The sound issue may be moot. Implementation of the project
team’s ambitious scheme to return excess power from the solar
panels and microturbine to SCE’s grid during daytime hours, to
be retrieved at night as needed is key to the building’s near
energy independence. It also requires the installation of a
“net-metering” system. “If we net-meter, our utility bills will be
zero. If we don’t net-meter, we’ll have a small energy bill,” says
Brooks.

When use of the net-metering system was prohibited by the
utility’s regulations, which had been drafted to conform to PUC
mandates, the city of Santa Monica jumped into the fray. “The
city has taken this project on as its little baby,” says Lawrence
Scarpa, the PSK principal in charge of design and production.
“The head of public works loves this [energy-efficiency] stuff.” The
city’s lobbyist, working with state senator Sheila Kuehl, went all
the way to the California legislature to get the regulations
changed.

Nevertheless, SCE inserted a sentence into the revised
regulations that prohibits net metering when the project is using
more than one source of generation. Unless a compromise is
found, this may effectively eliminate the microturbine from the
project. An irony not lost on members of the project team is that
the utility company is one of Colorado Court’s sponsors.

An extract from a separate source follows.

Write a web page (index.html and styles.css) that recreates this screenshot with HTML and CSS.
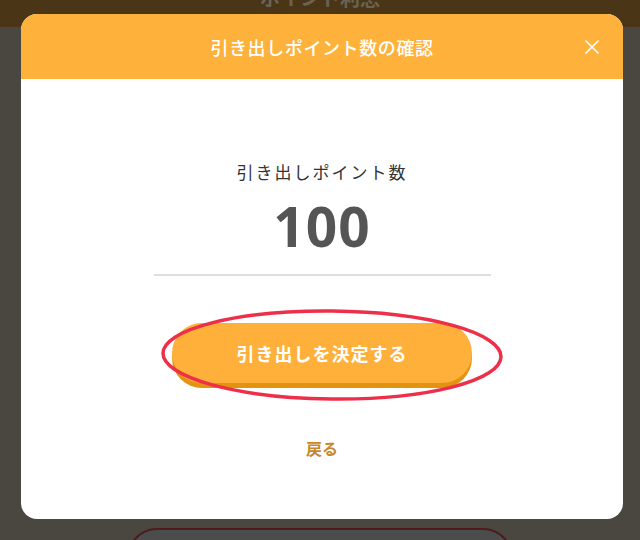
FILE: index.html
```html
<!DOCTYPE html>
<html lang="ja">
<head>
    <meta charset="UTF-8">
    <meta name="viewport" content="width=device-width, initial-scale=1.0">
    <title>ポイント利息</title>
    <link rel="stylesheet" href="styles.css">
</head>
<body>
    <header class="page-header">
        <span class="page-title">ポイント利息</span>
    </header>
    <main class="page-content">
        <button class="page-btn" type="button"></button>
    </main>

    <div class="modal">
        <div class="modal-header">
            <h1>引き出しポイント数の確認</h1>
            <button class="modal-close" type="button" aria-label="閉じる">
                <svg width="16" height="16" viewBox="0 0 16 16">
                    <path d="M2 2 L14 14 M14 2 L2 14" stroke="#fff" stroke-width="1.6" stroke-linecap="round" fill="none"/>
                </svg>
            </button>
        </div>
        <div class="modal-body">
            <div class="amount-label">引き出しポイント数</div>
            <div class="amount-value">100</div>
            <div class="divider"></div>
            <div class="submit-wrap">
                <button class="submit-btn" type="button">引き出しを決定する</button>
                <svg class="highlight" width="345" height="95" viewBox="0 0 345 95">
                    <ellipse cx="172" cy="47" rx="169" ry="44" stroke="#ee2f49" stroke-width="3.5" fill="none"/>
                </svg>
            </div>
            <a class="back-link" href="#">戻る</a>
        </div>
    </div>
</body>
</html>
```

FILE: styles.css
```css
* {
    margin: 0;
    padding: 0;
    box-sizing: border-box;
}

body {
    font-family: "Noto Sans CJK JP", "Noto Sans", sans-serif;
    background-color: #4a4640;
    width: 640px;
    height: 540px;
    overflow: hidden;
}

.page-header {
    height: 27px;
    background-color: #4a3617;
    display: flex;
    justify-content: center;
    overflow: hidden;
}

.page-title {
    font-size: 20px;
    line-height: 20px;
    font-weight: 700;
    color: #6b6253;
    margin-top: -12px;
}

.page-content {
    height: 513px;
    padding-top: 501px;
    display: flex;
    justify-content: center;
    overflow: hidden;
}

.page-btn {
    width: 386px;
    height: 60px;
    flex-shrink: 0;
    border: 2px solid #4e1a1c;
    border-radius: 30px;
    background-color: #4b4d4d;
}

.modal {
    position: absolute;
    left: 21px;
    top: 14px;
    width: 602px;
    height: 505px;
    background-color: #fff;
    border-radius: 16px;
    overflow: hidden;
}

.modal-header {
    position: relative;
    height: 65px;
    background-color: #ffb23b;
    display: flex;
    align-items: center;
    justify-content: center;
}

.modal-header h1 {
    font-size: 18px;
    font-weight: 500;
    color: #fff;
    letter-spacing: 0.6px;
}

.modal-close {
    position: absolute;
    right: 23px;
    top: 25px;
    width: 16px;
    height: 16px;
    border: none;
    background: none;
    display: flex;
}

.modal-body {
    display: flex;
    flex-direction: column;
    align-items: center;
    padding-top: 81px;
}

.amount-label {
    font-size: 17px;
    line-height: 24px;
    color: #333;
    letter-spacing: 2px;
}

.amount-value {
    font-family: "Noto Sans", sans-serif;
    font-size: 55px;
    line-height: 60px;
    font-weight: 700;
    color: #555;
    margin-top: 12px;
    letter-spacing: 1px;
}

.divider {
    width: 337px;
    height: 2px;
    background-color: #dedede;
    margin-top: 18px;
}

.submit-wrap {
    position: relative;
    margin-top: 47px;
}

.submit-btn {
    display: block;
    width: 300px;
    height: 60px;
    border: none;
    border-radius: 30px;
    background-color: #ffb03b;
    box-shadow: 0 5px 0 #e2930f;
    color: #fff;
    font-family: "Noto Sans CJK JP", sans-serif;
    font-size: 18px;
    font-weight: 700;
    letter-spacing: 1px;
}

.highlight {
    position: absolute;
    left: -12px;
    top: -15px;
    transform: rotate(0.6deg);
}

.back-link {
    margin-top: 53px;
    font-size: 16px;
    line-height: 24px;
    font-weight: 700;
    color: #c8872a;
    text-decoration: none;
}
```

But nothing seems to dampen the designers’ enthusiasm for
pioneering sustainable building solutions. “I’m telling commercial
developers, ‘Look at this [solar-paneled] facade. It’s incredibly
beautiful. You’re going to spend a bunch of money anyway, and
this is a great look – and you can do something good for the
environment,’” says Scarpa. “People say it’s expensive to
integrate solar power. But I believe it should be done. Third-world
countries can do it. We are the most technologically advanced
country in the world. Why can’t we do it?”